Last week, the New Republic did mention someone else's passing mention of him on TV. But the magazine didn't mention that when Henry A. Wallace decided to run in 1948, he had recently become editor of . the New Republic. Why the eerie silence about Wallace, who was Vice-President of the United States during Franklin D. Roosevelt's third term (1941-1945) and became the 1948 presidential nominee of the Progressive Citizens of America party? A visionary but quixotic New Dealer with impeccably Midwestern roots in agriculture and business, he would have become president upon FDR's death had he not lost re-nomination as vice president to Truman at the tumultuous 1944 Chicago convention. Roosevelt seems to have dropped him because Wallace was drifting too far left: Out of office, he fell into the Communists' grip by agreeing, after mysterious visits to him at The New Republic, to head their PCA ticket.

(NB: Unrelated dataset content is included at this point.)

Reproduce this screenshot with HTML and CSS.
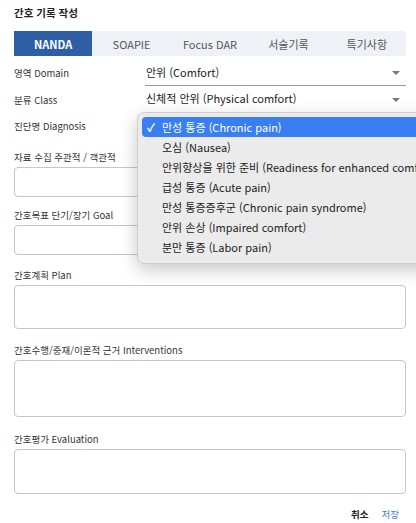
FILE: index.html
```html
<!DOCTYPE html>
<html lang="ko">
<head>
<meta charset="utf-8">
<title>간호 기록 작성</title>
<link rel="stylesheet" href="styles.css">
</head>
<body>
<div class="page">
  <h1 class="title">간호 기록 작성</h1>
  <div class="tabs">
    <div class="tab active">NANDA</div>
    <div class="tab">SOAPIE</div>
    <div class="tab">Focus DAR</div>
    <div class="tab">서술기록</div>
    <div class="tab">특기사항</div>
  </div>

  <div class="row">
    <div class="row-label">영역 Domain</div>
    <div class="select"><span>안위 (Comfort)</span><i class="caret"></i></div>
  </div>
  <div class="row">
    <div class="row-label">분류 Class</div>
    <div class="select"><span>신체적 안위 (Physical comfort)</span><i class="caret"></i></div>
  </div>
  <div class="row diag">
    <div class="row-label">진단명 Diagnosis</div>
    <div class="select"><span></span><i class="caret"></i></div>
    <div class="popup">
      <div class="opt selected"><span class="check">✓</span>만성 통증 (Chronic pain)</div>
      <div class="opt">오심 (Nausea)</div>
      <div class="opt">안위향상을 위한 준비 (Readiness for enhanced comfort)</div>
      <div class="opt">급성 통증 (Acute pain)</div>
      <div class="opt">만성 통증증후군 (Chronic pain syndrome)</div>
      <div class="opt">안위 손상 (Impaired comfort)</div>
      <div class="opt">분만 통증 (Labor pain)</div>
    </div>
  </div>

  <div class="field f1">
    <div class="field-label">자료 수집 주관적 / 객관적</div>
    <textarea class="box h30"></textarea>
  </div>
  <div class="field f2">
    <div class="field-label">간호목표 단기/장기 Goal</div>
    <textarea class="box h30"></textarea>
  </div>
  <div class="field f3">
    <div class="field-label">간호계획 Plan</div>
    <textarea class="box h44"></textarea>
  </div>
  <div class="field f4">
    <div class="field-label">간호수행/중재/이론적 근거 Interventions</div>
    <textarea class="box h57"></textarea>
  </div>
  <div class="field f5">
    <div class="field-label">간호평가 Evaluation</div>
    <textarea class="box h45"></textarea>
  </div>

  <div class="actions">
    <button class="btn cancel">취소</button>
    <button class="btn save">저장</button>
  </div>
</div>
</body>
</html>
```

FILE: styles.css
```css
html, body {
  margin: 0;
  padding: 0;
  background: #ffffff;
  overflow: hidden;
}
body {
  font-family: "Noto Sans CJK KR", "Noto Sans", sans-serif;
  color: #333;
  width: 416px;
  height: 523px;
}
.page {
  padding: 5px 10px 0 14px;
}
.title {
  margin: 0;
  font-size: 10.5px;
  line-height: 16px;
  font-weight: 700;
  color: #222;
}
.tabs {
  margin-top: 10px;
  display: grid;
  grid-template-columns: repeat(5, 1fr);
  height: 25px;
  background: #eef2f7;
  border-radius: 0 3px 3px 0;
}
.tab {
  display: flex;
  align-items: center;
  justify-content: center;
  font-size: 11px;
  color: #555;
}
.tab.active {
  background: #2e5fa4;
  color: #fff;
  font-weight: 700;
}
.row {
  display: grid;
  grid-template-columns: 131px 1fr;
  align-items: center;
  height: 26.5px;
}
.tabs + .row { margin-top: 4px; }
.row-label {
  font-size: 9.5px;
  color: #333;
}
.select {
  height: 26px;
  box-sizing: border-box;
  border-bottom: 1px solid #9a9a9a;
  display: flex;
  align-items: center;
  justify-content: space-between;
  padding: 0 6px 2px 1px;
  font-size: 11px;
  color: #222;
}
.caret {
  width: 0;
  height: 0;
  border-left: 4px solid transparent;
  border-right: 4px solid transparent;
  border-top: 4px solid #777;
  margin-top: 3px;
}
.diag {
  position: relative;
}
.popup {
  position: absolute;
  left: 123px;
  top: -1px;
  width: 300px;
  padding: 4px 0 6px 4px;
  background: #ebebeb;
  border: 1px solid #cfcfcf;
  border-radius: 7px;
  box-shadow: 0 6px 18px rgba(0,0,0,0.22);
  z-index: 5;
}
.opt {
  height: 20px;
  line-height: 20px;
  padding-left: 20px;
  font-size: 11px;
  color: #222;
  white-space: nowrap;
  position: relative;
}
.opt.selected {
  background: #3a7ff2;
  color: #fff;
  border-radius: 4px;
}
.check {
  position: absolute;
  left: 5px;
  top: 0;
  font-size: 11px;
  font-weight: 700;
}
.f1 { margin-top: 10px; }
.f2 { margin-top: 11px; }
.f3 { margin-top: 13px; }
.f4 { margin-top: 14px; }
.f5 { margin-top: 15px; }
.field-label {
  font-size: 9.5px;
  line-height: 14px;
  color: #333;
  margin-bottom: 3px;
}
.box {
  display: block;
  width: 100%;
  box-sizing: border-box;
  border: 1px solid #c6c6c6;
  border-radius: 4px;
  resize: none;
  background: #fff;
  margin: 0;
  padding: 0;
}
.h30 { height: 30px; }
.h44 { height: 44px; }
.h57 { height: 57px; }
.h45 { height: 45px; }
.actions {
  display: flex;
  justify-content: flex-end;
  gap: 13px;
  margin-top: 12px;
  padding-right: 7px;
}
.btn {
  background: none;
  border: none;
  padding: 0;
  font-family: inherit;
  font-size: 9.5px;
  line-height: 16px;
}
.cancel { color: #222; font-weight: 700; }
.save { color: #3a7bd5; }
```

There is no ambiguity about the PCA's backing and strategy. Leftist journalists such as I.F. Stone spoke proudly of it, for many of Wallace's positions were ahead of their time. He was a stout foe of racism and sexism when most Americans still sentimentalized them. He risked his life to address integrated audiences in Thurmond's South during the campaign. And his "vision of a vibrant American economy stimulated by government and generating vast number of jobs closely resembles what actually happened-and what almost no one else anticipated-in the postwar years," according to the centrist-conservative writer Michael Barone.
But these positions dovetailed or got hopelessly entangled with darker Communist goals, and Wallace stopped drawing distinctions. He kept denying Stalin's brutalities and the war-ravaged Soviet Union's imperialistic, nationalistic designs on Europe. He attacked the Truman Doctrine and even the Marshall Plan to rebuild Europe against Stalinist advances. When the Soviets blockaded West Berlin, Wallace even attacked Truman's airlift to keep it free. Wallace thus handed segregationists an excuse to link civil-rights activism with Communist subversion.
By the end of the campaign, he had become an embarrassment and a threat to liberals such as the theologian Reinhold Niebuhr, the journalist James Wechsler, and the historian Arthur Schlesinger, Jr., who rallied to Truman against Wallace, Thurmond, and Dewey. Wallace had held some real power in the early 1940s, but he and his Communist backers lost it all--and not only because J. Edgar Hoover and Joseph McCarthy made sure of it, viciously, thereby tainting even the anti-Communist liberals' efforts to outflank him. No wonder that no one today, conservative or liberal, wants to be caught sounding as sentimental about the Wallace campaign as Trent Lott did about Thurmond's. Some old leftists still do reminisce about the warm glow of old struggles, denying that, wittingly or not, they, too, wound up defending a system that, even then, was enslaving and murdering as many people as racism had.
Unlike American racism, Communism did most of its dirty deeds abroad. Shouldn't we indeed forget the illusions of its American apologists like Wallace?
Forgetting has its uses, of course: In daily race relations, it can help Americans of all colors make fresh starts. "The old strategies of accusation, isolation, and containment have broken down," the late black historian C. Eric Lincoln wrote. "It is time now to reach for the hand that is reaching for tomorrow, whatever color that hand may be."
As for ideologues and their apologists, we can only hope that those who've "forgotten" the Wallace campaign in this month's accounts of the 1948 election aren't condemning themselves to repeat its mistakes. Unacceptable as Thurmond and Lott's politics have been, the antidote can't be to whitewash everything that has passed for anti-racism since the 1940s. Journalists' and historians' job is to help us all by telling the whole story.